04 June 2010

Blogging, orientation and other thoughts

I have been thinking about closing this blog down. There are reasons to do that.
  • I have relatively few readers and generally fewer who comment on what I write.
  • My hope to start some conversations has not materialized.
  • My 3D conversations with folks who read but do not comment suggest I am missing my mark. I think this space is about my ramblings on things Anglican, Episcopal, Christian and political. They think it is about gays and lesbians.
  • It takes some effort to stay up to date on the ever churning Episcopal experiment and to write this stuff.

That leads to the observation of Rod McKuen in the 60's "People who cannot communicate should shut up."

I have then been thinking about what the issues really are and how I fail to communicate about them.

Among the many responses to Dr. Williams' effort to emulate Gen. "I am in charge" Haige and PBp Jefferts Schori's response ("Nope!") is this comment from Dianna Butler Bates:
The argument isn't really about gay and lesbian people nor is it about, as some people claim, the Bible or orthodoxy. Rather, the argument reprises the oldest conflict within Anglicanism--What kind of Anglicans are we to be? How do we relate to the world and culture around us? And very specifically now: What kind of Anglicans are we to be in the 21st century? And how to we relate to the plurality of cultures in which we find ourselves?
Her complete article is at: Click here!

I half agree. Yes this is really about whether Dr. Williams or an emerging curia consisting of a clutch of primates or the autocephalous and autonomous churches are in charge. But(!) I was there in the run up to the 2003 General Convention, the founding of the AMiA and the various church wannabe groups and the eventual publication (under "fiction") of the "Windsor Report." What I saw, and you can still see with some research is that the right wing disciples of Gen. Haige were as they remain, quite cynically willing to use lbgt inclusion as what they then called, "the wedge issue" to achieve their victory.

I agree that the "orthodox" are all about power. I recall asking one "orthodox Episcopalian" why what was then called "alternative episcopal oversight" would not allow his parish to continue its ministry in an effective and even comfortable way within TEC. He replied "the church would still be in charge!" That response is not about lesbians it is about power. On the other hand that same person is quite ready to start the fires if only he can burn some gays and quite confident that God wants the church to do exactly that.

Do you see the problem? It is true that the wall builders want exclusivity and power. It is no accident that the ACNA created as the alternative to the (evil apostate etc.) TEC, is led by a newly created "archbishop" whom I hear is very particular about being addressed as "your grace." Apparently "your holiness" is taken. But the wall builders while certainly intending to exclude those of us who think the church is about common prayer, social justice and inclusion, cannot say that is what they find objectionable.
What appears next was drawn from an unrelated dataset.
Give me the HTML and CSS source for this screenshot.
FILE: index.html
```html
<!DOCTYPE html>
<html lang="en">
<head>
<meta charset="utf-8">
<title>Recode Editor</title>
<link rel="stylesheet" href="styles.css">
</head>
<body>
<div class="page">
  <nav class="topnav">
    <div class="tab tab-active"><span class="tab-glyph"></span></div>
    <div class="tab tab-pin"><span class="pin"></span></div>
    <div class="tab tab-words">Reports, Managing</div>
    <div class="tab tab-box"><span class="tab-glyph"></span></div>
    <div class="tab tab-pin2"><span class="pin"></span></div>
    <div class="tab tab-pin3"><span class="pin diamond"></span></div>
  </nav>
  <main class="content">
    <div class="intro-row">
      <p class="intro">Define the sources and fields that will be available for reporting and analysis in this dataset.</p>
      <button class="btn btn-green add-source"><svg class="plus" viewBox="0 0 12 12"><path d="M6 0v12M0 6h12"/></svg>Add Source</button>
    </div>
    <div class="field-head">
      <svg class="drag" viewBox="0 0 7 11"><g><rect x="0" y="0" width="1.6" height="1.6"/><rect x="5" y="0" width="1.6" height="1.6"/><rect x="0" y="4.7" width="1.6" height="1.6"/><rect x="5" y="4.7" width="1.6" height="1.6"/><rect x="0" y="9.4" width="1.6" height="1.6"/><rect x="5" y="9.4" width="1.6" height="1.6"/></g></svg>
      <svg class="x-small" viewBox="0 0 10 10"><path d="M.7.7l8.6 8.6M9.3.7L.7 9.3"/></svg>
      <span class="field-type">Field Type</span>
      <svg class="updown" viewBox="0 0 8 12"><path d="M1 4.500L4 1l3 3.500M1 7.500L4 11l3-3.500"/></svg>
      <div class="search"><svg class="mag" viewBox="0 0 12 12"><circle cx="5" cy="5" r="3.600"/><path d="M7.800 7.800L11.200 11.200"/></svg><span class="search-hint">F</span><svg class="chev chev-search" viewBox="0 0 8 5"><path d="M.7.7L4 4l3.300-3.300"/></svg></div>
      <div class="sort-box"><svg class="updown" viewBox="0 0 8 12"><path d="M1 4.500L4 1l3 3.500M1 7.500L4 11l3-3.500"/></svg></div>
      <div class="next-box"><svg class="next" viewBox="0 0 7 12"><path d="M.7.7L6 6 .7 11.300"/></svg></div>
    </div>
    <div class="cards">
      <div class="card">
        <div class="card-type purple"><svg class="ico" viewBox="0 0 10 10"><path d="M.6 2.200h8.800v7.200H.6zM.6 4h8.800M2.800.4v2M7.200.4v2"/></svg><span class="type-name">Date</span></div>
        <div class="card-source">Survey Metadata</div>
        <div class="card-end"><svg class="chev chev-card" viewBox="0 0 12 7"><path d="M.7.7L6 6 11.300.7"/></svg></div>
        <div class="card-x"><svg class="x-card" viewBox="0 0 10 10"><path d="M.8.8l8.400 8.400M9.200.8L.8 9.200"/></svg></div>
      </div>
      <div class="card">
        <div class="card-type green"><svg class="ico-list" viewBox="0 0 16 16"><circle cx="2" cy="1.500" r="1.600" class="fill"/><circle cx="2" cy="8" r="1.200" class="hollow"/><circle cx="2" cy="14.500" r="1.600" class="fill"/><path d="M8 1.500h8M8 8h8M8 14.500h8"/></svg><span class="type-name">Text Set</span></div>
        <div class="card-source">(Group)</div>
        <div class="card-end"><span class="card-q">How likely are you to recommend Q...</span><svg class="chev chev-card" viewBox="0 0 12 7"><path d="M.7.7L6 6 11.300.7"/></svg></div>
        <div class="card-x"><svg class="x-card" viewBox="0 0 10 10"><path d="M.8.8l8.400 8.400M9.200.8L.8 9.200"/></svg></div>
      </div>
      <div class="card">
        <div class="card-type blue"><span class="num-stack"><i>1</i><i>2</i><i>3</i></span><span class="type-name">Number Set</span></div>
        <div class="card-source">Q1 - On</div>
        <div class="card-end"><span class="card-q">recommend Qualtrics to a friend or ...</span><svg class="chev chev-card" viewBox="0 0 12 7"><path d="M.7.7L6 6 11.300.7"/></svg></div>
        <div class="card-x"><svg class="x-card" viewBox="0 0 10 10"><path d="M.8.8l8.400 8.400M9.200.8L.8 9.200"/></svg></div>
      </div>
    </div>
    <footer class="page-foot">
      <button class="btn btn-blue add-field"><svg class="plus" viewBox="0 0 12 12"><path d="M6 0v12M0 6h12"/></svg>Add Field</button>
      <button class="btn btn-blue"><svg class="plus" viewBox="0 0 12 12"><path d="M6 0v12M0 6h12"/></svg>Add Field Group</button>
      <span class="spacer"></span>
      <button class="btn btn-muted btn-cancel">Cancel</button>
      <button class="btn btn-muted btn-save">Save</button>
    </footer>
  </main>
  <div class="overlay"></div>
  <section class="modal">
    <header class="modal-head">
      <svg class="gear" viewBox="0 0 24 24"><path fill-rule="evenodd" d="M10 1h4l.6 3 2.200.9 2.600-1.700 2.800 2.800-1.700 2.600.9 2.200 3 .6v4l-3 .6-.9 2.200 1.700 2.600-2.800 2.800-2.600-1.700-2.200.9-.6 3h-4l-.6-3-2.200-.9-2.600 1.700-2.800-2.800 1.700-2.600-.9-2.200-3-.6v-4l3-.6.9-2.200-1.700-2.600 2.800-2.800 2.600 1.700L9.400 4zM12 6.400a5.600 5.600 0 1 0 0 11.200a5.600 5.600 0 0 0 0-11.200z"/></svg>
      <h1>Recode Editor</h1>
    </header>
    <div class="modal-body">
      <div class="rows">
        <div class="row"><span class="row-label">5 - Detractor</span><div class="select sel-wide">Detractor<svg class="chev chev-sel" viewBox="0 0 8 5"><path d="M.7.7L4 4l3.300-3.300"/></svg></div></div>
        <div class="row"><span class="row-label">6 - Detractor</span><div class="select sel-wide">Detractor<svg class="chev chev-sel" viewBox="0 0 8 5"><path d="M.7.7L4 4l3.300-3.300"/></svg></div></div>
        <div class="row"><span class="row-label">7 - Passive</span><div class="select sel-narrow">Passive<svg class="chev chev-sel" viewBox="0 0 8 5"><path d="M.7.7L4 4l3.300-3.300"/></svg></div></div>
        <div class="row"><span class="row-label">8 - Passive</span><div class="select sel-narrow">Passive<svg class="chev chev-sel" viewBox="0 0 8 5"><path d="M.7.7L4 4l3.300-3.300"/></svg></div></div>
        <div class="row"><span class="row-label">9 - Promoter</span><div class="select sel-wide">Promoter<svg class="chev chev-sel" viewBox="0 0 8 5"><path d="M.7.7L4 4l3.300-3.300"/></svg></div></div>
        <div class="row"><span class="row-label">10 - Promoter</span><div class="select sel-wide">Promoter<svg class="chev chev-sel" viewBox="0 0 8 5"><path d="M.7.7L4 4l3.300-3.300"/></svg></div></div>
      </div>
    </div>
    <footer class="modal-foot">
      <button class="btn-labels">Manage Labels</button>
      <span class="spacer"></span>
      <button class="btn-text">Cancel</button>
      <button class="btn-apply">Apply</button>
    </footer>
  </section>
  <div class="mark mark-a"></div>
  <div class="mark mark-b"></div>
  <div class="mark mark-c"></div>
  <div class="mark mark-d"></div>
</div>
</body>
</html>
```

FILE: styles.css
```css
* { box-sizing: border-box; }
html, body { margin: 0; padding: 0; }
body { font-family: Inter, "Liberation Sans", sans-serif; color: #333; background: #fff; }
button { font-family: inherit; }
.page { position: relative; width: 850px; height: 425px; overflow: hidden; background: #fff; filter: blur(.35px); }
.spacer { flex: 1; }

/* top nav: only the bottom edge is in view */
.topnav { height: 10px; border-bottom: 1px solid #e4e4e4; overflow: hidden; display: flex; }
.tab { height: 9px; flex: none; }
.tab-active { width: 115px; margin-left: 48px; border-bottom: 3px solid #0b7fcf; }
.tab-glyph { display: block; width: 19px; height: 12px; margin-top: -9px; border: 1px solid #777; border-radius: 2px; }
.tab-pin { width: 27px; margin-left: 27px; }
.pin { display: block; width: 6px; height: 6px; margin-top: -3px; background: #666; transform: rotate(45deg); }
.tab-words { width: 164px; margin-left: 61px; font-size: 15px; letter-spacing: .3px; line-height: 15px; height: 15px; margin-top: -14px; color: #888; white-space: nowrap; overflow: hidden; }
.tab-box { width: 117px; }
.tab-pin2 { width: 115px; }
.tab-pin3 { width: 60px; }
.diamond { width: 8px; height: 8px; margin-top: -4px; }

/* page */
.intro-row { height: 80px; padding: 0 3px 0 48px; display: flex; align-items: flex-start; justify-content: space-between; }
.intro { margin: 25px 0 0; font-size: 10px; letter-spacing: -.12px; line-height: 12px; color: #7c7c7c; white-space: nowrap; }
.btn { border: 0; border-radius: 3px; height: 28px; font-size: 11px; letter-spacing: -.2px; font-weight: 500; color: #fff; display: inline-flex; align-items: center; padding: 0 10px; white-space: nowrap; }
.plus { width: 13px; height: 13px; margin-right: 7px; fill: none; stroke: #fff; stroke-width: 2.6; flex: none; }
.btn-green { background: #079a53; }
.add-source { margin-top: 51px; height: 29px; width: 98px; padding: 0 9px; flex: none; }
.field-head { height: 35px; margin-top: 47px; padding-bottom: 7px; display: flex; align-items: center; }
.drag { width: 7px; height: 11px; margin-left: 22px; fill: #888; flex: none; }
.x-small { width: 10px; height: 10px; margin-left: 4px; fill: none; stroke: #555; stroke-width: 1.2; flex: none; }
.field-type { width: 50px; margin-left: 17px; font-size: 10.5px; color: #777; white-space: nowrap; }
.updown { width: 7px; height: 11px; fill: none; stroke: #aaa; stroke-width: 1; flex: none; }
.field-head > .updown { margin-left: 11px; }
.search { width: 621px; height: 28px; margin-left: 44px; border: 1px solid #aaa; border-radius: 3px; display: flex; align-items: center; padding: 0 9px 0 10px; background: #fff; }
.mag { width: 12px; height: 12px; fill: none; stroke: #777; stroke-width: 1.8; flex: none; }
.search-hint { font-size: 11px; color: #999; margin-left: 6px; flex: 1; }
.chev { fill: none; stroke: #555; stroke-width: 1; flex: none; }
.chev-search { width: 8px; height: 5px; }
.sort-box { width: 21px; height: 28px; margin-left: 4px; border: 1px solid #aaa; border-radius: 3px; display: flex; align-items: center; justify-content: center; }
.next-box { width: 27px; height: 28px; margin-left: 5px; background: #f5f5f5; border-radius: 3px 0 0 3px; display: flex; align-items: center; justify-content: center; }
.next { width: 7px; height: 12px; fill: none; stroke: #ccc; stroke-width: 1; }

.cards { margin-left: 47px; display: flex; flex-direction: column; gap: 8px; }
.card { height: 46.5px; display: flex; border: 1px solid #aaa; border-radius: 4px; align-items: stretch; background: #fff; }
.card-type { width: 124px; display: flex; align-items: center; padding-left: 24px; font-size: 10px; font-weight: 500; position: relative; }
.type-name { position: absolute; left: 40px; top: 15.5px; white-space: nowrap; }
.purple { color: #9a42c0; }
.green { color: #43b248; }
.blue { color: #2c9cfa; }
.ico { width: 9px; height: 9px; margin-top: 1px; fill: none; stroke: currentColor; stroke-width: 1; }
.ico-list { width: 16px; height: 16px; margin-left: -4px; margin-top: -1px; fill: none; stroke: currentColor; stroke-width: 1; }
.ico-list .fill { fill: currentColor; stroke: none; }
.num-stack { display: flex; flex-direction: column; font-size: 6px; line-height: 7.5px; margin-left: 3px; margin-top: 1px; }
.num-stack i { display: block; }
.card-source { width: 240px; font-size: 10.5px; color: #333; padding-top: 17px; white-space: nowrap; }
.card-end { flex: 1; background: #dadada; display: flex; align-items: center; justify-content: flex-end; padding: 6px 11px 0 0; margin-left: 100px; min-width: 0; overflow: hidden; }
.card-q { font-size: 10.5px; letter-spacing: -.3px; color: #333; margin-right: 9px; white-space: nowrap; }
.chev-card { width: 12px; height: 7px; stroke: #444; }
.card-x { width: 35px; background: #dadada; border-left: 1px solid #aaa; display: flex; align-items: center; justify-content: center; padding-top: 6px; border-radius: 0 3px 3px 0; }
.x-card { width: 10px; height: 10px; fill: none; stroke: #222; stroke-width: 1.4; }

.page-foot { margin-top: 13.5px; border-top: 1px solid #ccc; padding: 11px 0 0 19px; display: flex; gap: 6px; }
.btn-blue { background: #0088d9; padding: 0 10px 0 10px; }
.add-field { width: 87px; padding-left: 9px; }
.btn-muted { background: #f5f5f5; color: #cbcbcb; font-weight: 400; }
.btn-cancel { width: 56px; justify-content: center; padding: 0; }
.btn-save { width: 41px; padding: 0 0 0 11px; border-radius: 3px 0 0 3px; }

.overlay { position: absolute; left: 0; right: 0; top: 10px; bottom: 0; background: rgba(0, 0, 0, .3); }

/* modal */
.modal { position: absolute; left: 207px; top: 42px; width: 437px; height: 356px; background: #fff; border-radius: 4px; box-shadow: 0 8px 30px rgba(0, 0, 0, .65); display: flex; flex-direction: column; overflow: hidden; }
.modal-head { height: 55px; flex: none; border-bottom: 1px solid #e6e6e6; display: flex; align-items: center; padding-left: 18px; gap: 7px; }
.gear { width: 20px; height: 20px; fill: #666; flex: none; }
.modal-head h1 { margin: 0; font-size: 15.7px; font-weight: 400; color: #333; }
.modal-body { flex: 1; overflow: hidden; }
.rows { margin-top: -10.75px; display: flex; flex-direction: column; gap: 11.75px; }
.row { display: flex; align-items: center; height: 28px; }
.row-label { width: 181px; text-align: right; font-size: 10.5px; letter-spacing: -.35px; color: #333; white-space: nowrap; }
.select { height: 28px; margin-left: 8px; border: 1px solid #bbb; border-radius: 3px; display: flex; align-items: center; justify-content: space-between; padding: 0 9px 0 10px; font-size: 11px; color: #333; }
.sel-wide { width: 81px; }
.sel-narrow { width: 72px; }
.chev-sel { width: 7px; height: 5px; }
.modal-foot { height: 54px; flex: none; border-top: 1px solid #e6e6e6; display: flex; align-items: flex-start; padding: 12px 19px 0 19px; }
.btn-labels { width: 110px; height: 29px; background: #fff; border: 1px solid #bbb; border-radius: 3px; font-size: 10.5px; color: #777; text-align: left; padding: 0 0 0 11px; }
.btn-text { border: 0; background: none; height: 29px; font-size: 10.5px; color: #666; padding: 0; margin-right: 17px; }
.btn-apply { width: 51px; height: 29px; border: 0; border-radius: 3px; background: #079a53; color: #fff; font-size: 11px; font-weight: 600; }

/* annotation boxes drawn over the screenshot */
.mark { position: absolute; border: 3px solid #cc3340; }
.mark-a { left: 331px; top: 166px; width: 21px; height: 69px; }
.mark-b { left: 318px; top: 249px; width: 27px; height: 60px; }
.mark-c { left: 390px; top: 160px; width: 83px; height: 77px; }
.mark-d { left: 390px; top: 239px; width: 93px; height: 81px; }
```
They instead concentrate on 'gay marriage' or 'lesbian sex.'

There are two conclusions I find here:

First, this is how the wall builders have co-opted Dr. Williams. He is a bit of an elitist and he wants to make laity especially vocal people like me, to shut up. Which requires power. He is quite willing to sacrifice his gay friends (cf. Fr. Jeffery Johns) to get it. He may be a theological liberal but he is also a wall builder.

Second, inevitably because the wall builders have done a brilliant job of selecting their battle ground, those of us who want to tear down walls, welcome the powerless, proclaim the year of the Lord's favor and feed the hungry find ourselves defending lesbian and gay ministry a lot. OK, I would defend it anyway -- most of us probably would. But it is only a part of the mosaic under attack by the wall builders who do not show their entire hand.
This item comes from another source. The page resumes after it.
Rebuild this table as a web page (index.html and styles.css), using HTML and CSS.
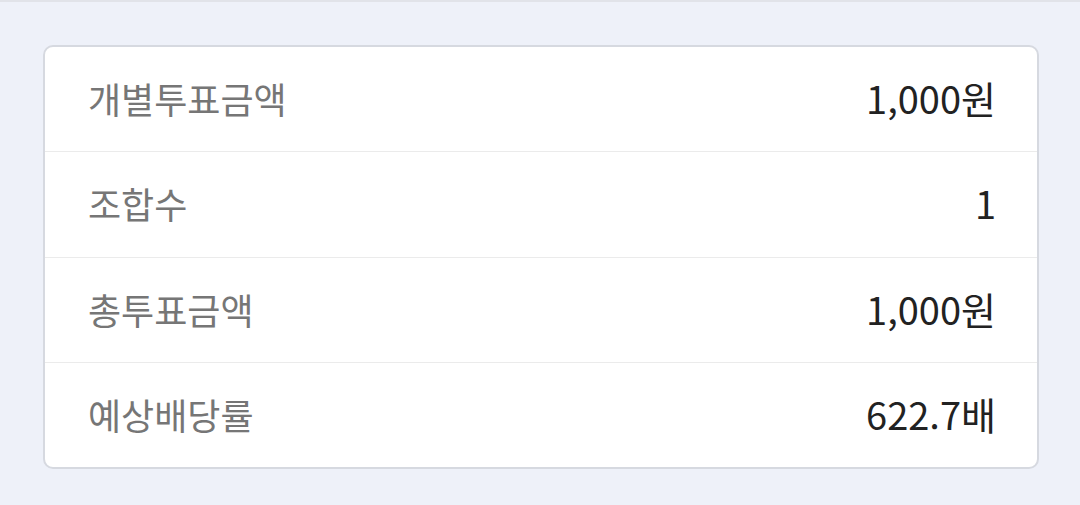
FILE: index.html
```html
<!DOCTYPE html>
<html lang="ko">
<head>
<meta charset="utf-8">
<link rel="stylesheet" href="styles.css">
</head>
<body>
<div class="page">
  <div class="card">
    <div class="row"><span class="label">개별투표금액</span><span class="value">1,000원</span></div>
    <div class="row"><span class="label">조합수</span><span class="value">1</span></div>
    <div class="row"><span class="label">총투표금액</span><span class="value">1,000원</span></div>
    <div class="row"><span class="label">예상배당률</span><span class="value">622.7배</span></div>
  </div>
</div>
</body>
</html>
```
FILE: styles.css
```css
html, body {
  margin: 0;
  padding: 0;
  background: #eef1f9;
}
body {
  font-family: "Noto Sans CJK KR", "Noto Sans", sans-serif;
}
.page {
  border-top: 2px solid #e1e3e9;
  padding: 43px 41px 0 43px;
}
.card {
  background: #fff;
  border: 2px solid #d6d9e0;
  border-radius: 10px;
  display: flex;
  flex-direction: column;
}
.row {
  height: 105px;
  box-sizing: border-box;
  display: flex;
  align-items: center;
  justify-content: space-between;
  padding: 0 41px 3px 43px;
  border-top: 1px solid #ebebeb;
  line-height: 1;
}
.row:first-child {
  border-top: none;
  height: 104px;
}
.row:nth-child(2) {
  height: 106px;
}
.label {
  color: #767676;
  font-size: 36px;
}
.value {
  color: #222;
  font-size: 38px;
}
```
I don't want to portray TEC as some sort of democratic paradise. We have our authoritarian, elitist clergy. Quite a few of them allege to be liberals. Over all, none-the-less I think PBp Jefferts Schori nailed this one. No, I have not become a fan, but I do appreciate good work.



Rev. Raggsdale said...

Very interesting read. I'm still a relative newbie to the whole mess, but I can see that most of this has been a power grab.

Anonymous said...

Jim - I like your blog; why don't don't you have a sabbatical for a month & come back with lots blog about.
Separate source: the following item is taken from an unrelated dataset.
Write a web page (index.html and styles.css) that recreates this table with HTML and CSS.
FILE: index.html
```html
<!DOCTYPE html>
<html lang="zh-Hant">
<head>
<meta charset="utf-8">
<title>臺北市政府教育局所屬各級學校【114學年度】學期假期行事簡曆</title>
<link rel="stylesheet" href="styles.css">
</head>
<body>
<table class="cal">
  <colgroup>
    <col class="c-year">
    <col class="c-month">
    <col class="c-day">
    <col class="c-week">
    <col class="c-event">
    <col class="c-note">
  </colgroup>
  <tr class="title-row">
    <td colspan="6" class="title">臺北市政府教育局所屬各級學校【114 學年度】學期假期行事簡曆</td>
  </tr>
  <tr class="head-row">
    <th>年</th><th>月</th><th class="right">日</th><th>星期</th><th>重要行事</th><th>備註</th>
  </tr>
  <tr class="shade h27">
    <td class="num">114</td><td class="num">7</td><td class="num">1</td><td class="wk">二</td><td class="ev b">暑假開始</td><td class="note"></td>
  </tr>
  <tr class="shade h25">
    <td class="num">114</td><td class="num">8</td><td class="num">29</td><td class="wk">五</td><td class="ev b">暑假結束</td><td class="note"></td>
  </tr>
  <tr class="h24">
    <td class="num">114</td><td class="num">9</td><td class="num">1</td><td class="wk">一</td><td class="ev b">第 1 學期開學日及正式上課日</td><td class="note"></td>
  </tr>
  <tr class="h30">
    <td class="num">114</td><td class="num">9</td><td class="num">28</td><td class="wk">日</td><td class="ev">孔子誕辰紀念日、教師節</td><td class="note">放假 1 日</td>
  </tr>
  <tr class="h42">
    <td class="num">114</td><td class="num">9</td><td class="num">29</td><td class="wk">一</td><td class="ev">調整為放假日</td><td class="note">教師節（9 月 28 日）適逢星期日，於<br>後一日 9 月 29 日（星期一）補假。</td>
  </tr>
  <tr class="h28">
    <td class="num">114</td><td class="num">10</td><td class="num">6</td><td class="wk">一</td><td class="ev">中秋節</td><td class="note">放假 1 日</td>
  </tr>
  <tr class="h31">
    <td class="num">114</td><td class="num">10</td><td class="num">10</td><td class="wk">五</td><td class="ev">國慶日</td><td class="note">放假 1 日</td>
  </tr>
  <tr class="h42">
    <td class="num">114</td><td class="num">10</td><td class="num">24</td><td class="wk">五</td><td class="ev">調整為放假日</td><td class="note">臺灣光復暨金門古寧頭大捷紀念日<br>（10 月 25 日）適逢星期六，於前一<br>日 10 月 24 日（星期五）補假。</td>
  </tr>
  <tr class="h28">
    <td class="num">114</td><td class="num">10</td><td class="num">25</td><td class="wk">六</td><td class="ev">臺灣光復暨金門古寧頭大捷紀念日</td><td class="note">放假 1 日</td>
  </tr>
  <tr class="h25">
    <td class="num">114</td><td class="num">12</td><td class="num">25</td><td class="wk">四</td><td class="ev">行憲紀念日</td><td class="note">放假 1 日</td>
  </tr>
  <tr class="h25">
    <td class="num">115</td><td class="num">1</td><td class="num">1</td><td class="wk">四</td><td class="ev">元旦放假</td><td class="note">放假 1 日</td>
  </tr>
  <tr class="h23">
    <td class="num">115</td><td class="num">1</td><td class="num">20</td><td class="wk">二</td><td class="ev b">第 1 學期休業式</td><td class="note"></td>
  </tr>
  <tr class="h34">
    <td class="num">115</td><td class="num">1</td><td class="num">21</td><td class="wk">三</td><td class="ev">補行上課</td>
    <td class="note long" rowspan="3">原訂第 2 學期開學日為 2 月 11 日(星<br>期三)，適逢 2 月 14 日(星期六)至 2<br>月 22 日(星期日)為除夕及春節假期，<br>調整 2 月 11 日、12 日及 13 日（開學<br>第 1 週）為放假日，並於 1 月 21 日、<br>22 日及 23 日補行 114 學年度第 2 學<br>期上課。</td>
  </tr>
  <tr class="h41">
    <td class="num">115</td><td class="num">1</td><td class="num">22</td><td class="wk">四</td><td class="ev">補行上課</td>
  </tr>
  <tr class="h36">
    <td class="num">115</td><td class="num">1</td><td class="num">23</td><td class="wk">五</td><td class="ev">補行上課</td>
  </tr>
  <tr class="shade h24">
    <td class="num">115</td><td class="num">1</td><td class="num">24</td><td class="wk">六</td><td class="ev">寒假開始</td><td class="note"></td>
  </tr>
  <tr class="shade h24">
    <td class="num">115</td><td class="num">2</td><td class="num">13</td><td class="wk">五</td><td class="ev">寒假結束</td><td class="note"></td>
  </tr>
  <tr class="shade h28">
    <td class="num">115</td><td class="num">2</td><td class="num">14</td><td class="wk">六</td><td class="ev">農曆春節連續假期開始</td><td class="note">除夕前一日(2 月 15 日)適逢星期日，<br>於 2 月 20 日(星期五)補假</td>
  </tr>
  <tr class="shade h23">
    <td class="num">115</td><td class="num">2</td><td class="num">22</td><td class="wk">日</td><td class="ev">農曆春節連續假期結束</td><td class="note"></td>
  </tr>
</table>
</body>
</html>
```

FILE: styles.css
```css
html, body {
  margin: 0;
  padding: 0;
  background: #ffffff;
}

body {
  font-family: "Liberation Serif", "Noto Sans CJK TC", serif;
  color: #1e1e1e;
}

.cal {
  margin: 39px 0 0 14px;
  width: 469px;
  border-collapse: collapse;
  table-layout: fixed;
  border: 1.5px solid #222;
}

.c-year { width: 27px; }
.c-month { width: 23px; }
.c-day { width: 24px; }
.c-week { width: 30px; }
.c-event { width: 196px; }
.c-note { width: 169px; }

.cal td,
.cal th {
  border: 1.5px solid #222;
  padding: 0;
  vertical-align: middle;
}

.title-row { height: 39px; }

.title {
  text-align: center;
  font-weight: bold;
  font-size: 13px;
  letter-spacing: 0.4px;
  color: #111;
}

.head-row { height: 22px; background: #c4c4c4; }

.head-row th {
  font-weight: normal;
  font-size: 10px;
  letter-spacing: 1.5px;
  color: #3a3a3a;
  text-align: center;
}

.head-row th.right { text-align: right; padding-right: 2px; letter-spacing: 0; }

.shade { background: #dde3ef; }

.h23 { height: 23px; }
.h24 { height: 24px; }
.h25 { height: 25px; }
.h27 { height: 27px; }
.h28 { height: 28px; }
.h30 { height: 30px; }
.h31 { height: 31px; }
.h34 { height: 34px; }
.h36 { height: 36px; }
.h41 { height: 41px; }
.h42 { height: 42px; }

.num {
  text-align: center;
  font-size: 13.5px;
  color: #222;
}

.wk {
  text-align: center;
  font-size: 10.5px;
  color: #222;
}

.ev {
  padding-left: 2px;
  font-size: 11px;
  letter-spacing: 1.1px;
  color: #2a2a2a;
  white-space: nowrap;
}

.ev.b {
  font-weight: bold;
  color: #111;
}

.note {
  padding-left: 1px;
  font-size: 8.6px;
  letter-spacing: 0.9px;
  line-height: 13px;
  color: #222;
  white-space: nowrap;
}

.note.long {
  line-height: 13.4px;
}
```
If you want lots of subscribers change your blog title to "Miley Cyrus - Nude" or "Why Christians Suck!".

Popularity isn't everything.

JimB said...


I am not so much concerned with popularity as I am the absence of conversation. I am thinking about some suggestions I have received including setting up a referral to a Facebook discussions page. Thanks!


Anonymous said...

Okay, whatever you feel comfortable with.

John-Julian, OJN said...


I was finally able to chase you down -- after years of reading you at MadPriest.

You write some of the clearest, most powerful, most accurate, most uncompromised essays I read anywhere on the ecclesiastical Internet.

I'll be at your blog every day from now on. Please don't retire!

JimB said...

{{{BLUSHES}}} OK, Fr. J-J, I will keep it up. I can at least hope I annoy someone in England!


Tracie H said...

I read. I just don't always comment because a lot of the time I feel like for me to comment at all would be inappropriate. Besides, I'm trying to learn, quietly.